Bobby Henon (born January 11, 1969) is an American former politician. He was a Democratic member of the Philadelphia City Council from 2012 until 2022.

==Political career==
Henon, an electrician by trade, has worked as a steward, sub-foreman, and foreman. John "Johnny Doc" Dougherty, the leader of the local chapter of the International Brotherhood of Electrical Workers (IBEW), eventually named him the chapter's new political director, a position from which Henon lobbied various levels of government on legislative issues pertaining to the electrical industry. Henon also managed election day operations for endorsed candidates, educated campaign volunteers, and coordinated major campaign events. He also served as Chairman of the local’s Political Action Committee, as board member of the Electrical Mechanical Association, and as a delegate to the IBEW International Convention.

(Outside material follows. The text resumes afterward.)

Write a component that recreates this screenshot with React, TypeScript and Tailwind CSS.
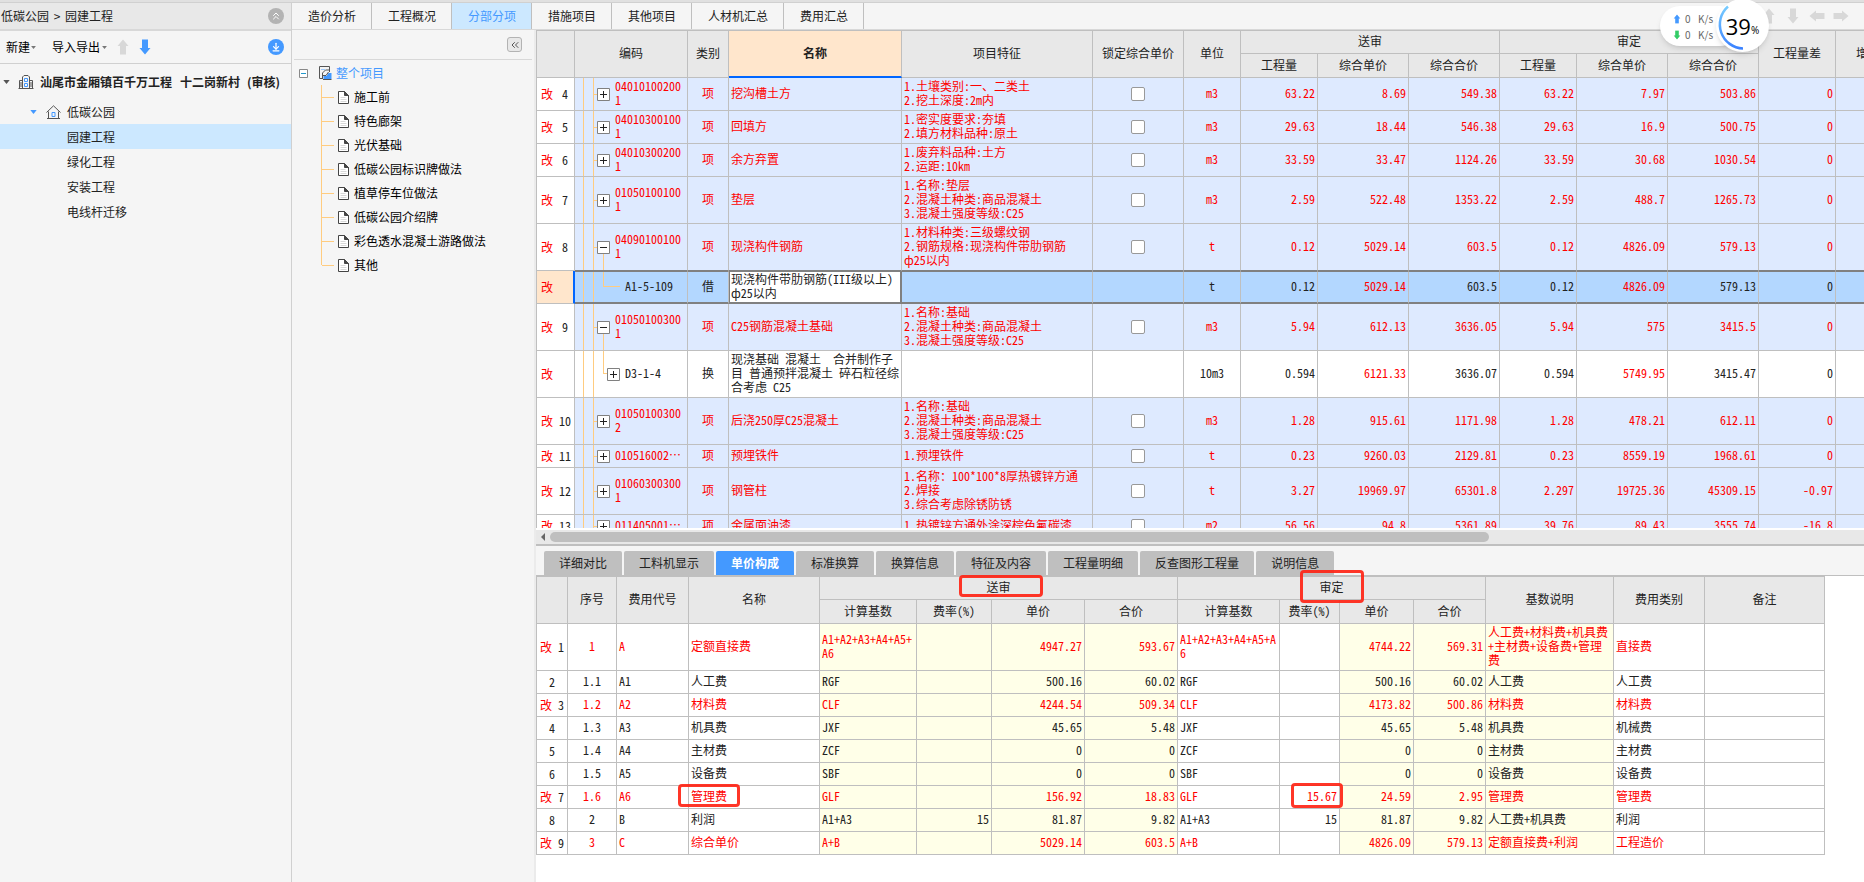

In 2011, he was elected to Philadelphia City Council's Sixth District, succeeding the retiring incumbent Democrat Joan Krajewski.

==Criminal charges==
In January 2019, a federal grand jury indicted Henon along with other members of the IBEW Local 98, including its business manager John Dougherty, for embezzlement and theft in a corruption probe by federal officials. Henon stated that he planned to contest the charges and not resign from office. On November 15, 2021, a jury convicted Henon on 10 of 18 federal charges. On January 20, 2022, Henon resigned from Philadelphia City Council. In March 2023, a judge sentenced Henon to 3.5 years in prison. He reported to prison at Federal Correctional Institution, Fort Dix the following month.